According to Richard Kurin, Smithsonian’s first Distinguished Scholar and Ambassador-at-Large as well as the author of Hope Diamond: The Legendary History of a Cursed Gem, part of the reason these gemstones came to be perceived as “cursed” is because of how they were gained.
“When the powerful take things from the less powerful, the powerless don’t have much to do except curse the powerful,” Kurin says. Like the Koh-i-Noor, the Hope diamond came from India and was displayed at the London Exposition in 1851. It is now displayed at the National Museum of Natural History, having been donated by Harry Winston, who legally purchased it.
And while Kurin says uncovering the line of ownership of a gemstone like the Koh-i-Noor is best practice when it comes to history, it doesn’t necessarily lead to a legal obligation (though other scholars and lawyers disagree). He and Dalrymple both point out that the rulers who once owned these gemstones headed nations that no longer exist.
That’s one of the biggest differences between objects taken during colonial conquest and art and treasure looted by Nazis—the difficulty in ascertaining who has the first and most legitimate claim to anything.
“Post-colonial collections is a big topic everywhere,” says Jane Milosch, the director of Smithsonian’s Provenance Research Initiative. “There can be a reassessment for certain objects of, ‘we may have legal ownership, but does it make sense to keep this material?’” She cites a 2014 case in which the British Museum returned two bronze statues from Benin to Nigeria (they were taken during an attack in 1897 after British officers were killed during a trade mission).
But returning pillaged art and treasure from World War II, as complicated as that can be, is still far less complex than unraveling colonial history. “You’re dealing with countries that existed when the object was acquired, but they may not exist now—and countries who we had trade agreements with that may have different export laws now,” Milosch says. “Provenance is very complex and people aren’t used to processing a chain of ownership. By the time you hit the second or third owner over time, the information can get more difficult to research. This is why I say it’s important that these things not be yanked out of museums, because at least people have access and can study them until we know for sure if they were looted.”
The Queen Mother's Crown, with the Koh-i-Noor diamond at the center. (Wikimedia Commons)
The Koh-i-Noor isn’t the only contested treasure currently residing in the UK. Perhaps equally controversial are the Elgin Marbles, statues carved 2,500 years ago and taken from the Parthenon in Athens by British Lord Elgin in the early 1800s. So far, the UK has retained ownership of the statues and the diamond, regardless of calls for their return.
Anand thinks one solution that doesn’t require removing the Koh-i-Noor from the UK is to make the history of the diamond clearer. “What I would dearly love is for there to be a really clear sign by the exhibit. People are taught this was a gift from India to Britain. I would like the correct history to be put by the diamond.”
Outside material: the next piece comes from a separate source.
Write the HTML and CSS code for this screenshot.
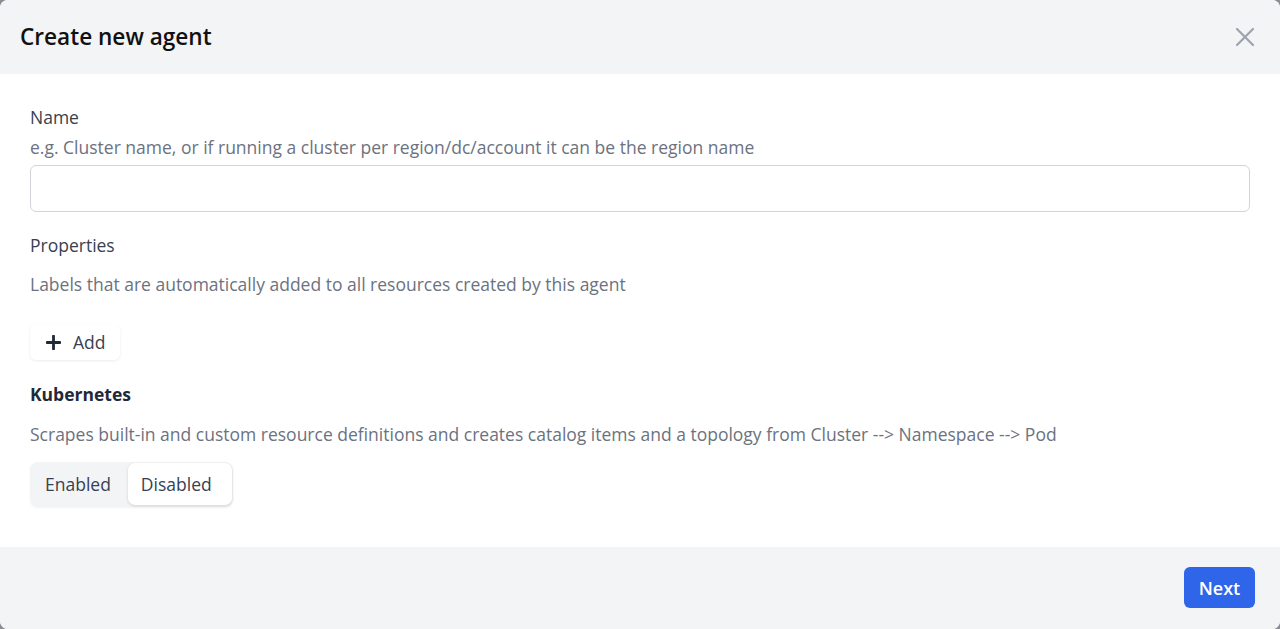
FILE: index.html
```html
<!DOCTYPE html>
<html>
<head>
<meta charset="utf-8">
<link rel="stylesheet" href="styles.css">
</head>
<body>
<div class="dialog">
  <header class="dialog-header">
    <h1 class="title">Create new agent</h1>
    <button class="close" aria-label="Close">
      <svg width="20" height="20" viewBox="0 0 20 20"><path d="M2 2 L18 18 M18 2 L2 18" stroke="#9ca3af" stroke-width="2.2" stroke-linecap="round" fill="none"/></svg>
    </button>
  </header>
  <main class="dialog-body">
    <div class="field">
      <label class="label">Name</label>
      <p class="hint hint-tight">e.g. Cluster name, or if running a cluster per region/dc/account it can be the region name</p>
      <input class="input" type="text">
    </div>
    <div class="field props">
      <label class="label">Properties</label>
      <p class="hint hint-props">Labels that are automatically added to all resources created by this agent</p>
      <button class="add-btn">
        <svg width="15" height="15" viewBox="0 0 15 15"><path d="M7.5 1 V14 M1 7.5 H14" stroke="#1f2937" stroke-width="2.8" stroke-linecap="round"/></svg>
        <span>Add</span>
      </button>
    </div>
    <div class="field kube">
      <label class="label bold">Kubernetes</label>
      <p class="hint hint-kube">Scrapes built-in and custom resource definitions and creates catalog items and a topology from Cluster --&gt; Namespace --&gt; Pod</p>
      <div class="toggle">
        <span class="opt">Enabled</span>
        <span class="opt active">Disabled</span>
      </div>
    </div>
  </main>
  <footer class="dialog-footer">
    <button class="next">Next</button>
  </footer>
</div>
</body>
</html>
```

FILE: styles.css
```css
* { box-sizing: border-box; }
html, body {
  margin: 0;
  padding: 0;
  height: 100%;
  background: #8a8d93;
}
body {
  font-family: "Open Sans", "Liberation Sans", sans-serif;
  color: #374151;
}
.dialog {
  width: 1280px;
  height: 629px;
  background: #fff;
  border-radius: 8px;
  overflow: hidden;
  display: flex;
  flex-direction: column;
}
.dialog-header {
  height: 74px;
  background: #f3f4f6;
  display: flex;
  align-items: center;
  justify-content: space-between;
  padding: 0 25px 0 20px;
  flex: none;
}
.title {
  margin: 0;
  font-size: 22.6px;
  font-weight: 600;
  color: #111;
  line-height: 28px;
}
.close {
  border: 0;
  background: transparent;
  padding: 0;
  width: 20px;
  height: 20px;
  display: flex;
}
.dialog-body {
  flex: 1;
  padding: 31px 30px 0;
}
.field { display: flex; flex-direction: column; }
.label {
  font-size: 17.5px;
  line-height: 24px;
  color: #374151;
}
.label.bold { font-weight: 700; color: #1f2937; }
.hint {
  margin: 0;
  font-size: 17.5px;
  line-height: 24px;
  color: #6b7280;
}
.hint-tight { margin-top: 6px; }
.input {
  margin-top: 6px;
  height: 47px;
  width: 100%;
  border: 1px solid #d1d5db;
  border-radius: 6px;
  background: #fff;
}
.props { margin-top: 21px; }
.hint-props { margin-top: 15px; }
.add-btn {
  margin-top: 28px;
  align-self: flex-start;
  width: 90px;
  height: 36px;
  border: 0;
  border-radius: 6px;
  background: #fff;
  box-shadow: 0 1px 3px rgba(0,0,0,0.08);
  display: flex;
  align-items: center;
  gap: 12px;
  padding: 0 0 0 16px;
  font-family: inherit;
  font-size: 17.5px;
  color: #374151;
}
.kube { margin-top: 22px; }
.hint-kube { margin-top: 16px; }
.toggle {
  margin-top: 16px;
  align-self: flex-start;
  display: flex;
  background: #f3f4f6;
  border-radius: 8px;
  padding: 1px 1px 2px 1px;
  height: 45px;
  box-shadow: 0 1px 2px rgba(0,0,0,0.05);
}
.opt {
  display: flex;
  align-items: center;
  padding: 0 17px 0 14px;
  font-size: 17.5px;
  color: #374151;
  border-radius: 7px;
}
.opt.active {
  background: #fff;
  box-shadow: 0 1px 3px rgba(0,0,0,0.15);
  padding: 0 20px 0 13px;
}
.dialog-footer {
  height: 82px;
  flex: none;
  background: #f3f4f6;
  display: flex;
  justify-content: flex-end;
  align-items: flex-start;
  padding: 20px 25px 0 0;
}
.next {
  width: 71px;
  height: 41px;
  border: 0;
  border-radius: 6px;
  background: #2f65e9;
  color: #fff;
  font-family: inherit;
  font-size: 18px;
  font-weight: 600;
}
```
Dalrymple agrees that disseminating the true history is half the battle. “Whenever we lecture, we find people who are horrified by the history. But they’re not resistant—they just weren’t aware of it.”
The diamond isn’t likely to leave the Crown Jewels anytime soon. Anand and Dalrymple only hope that their work will do some good by clarifying the true path the infamous gemstone followed—and helping leaders come to their own conclusions about what to do with it next.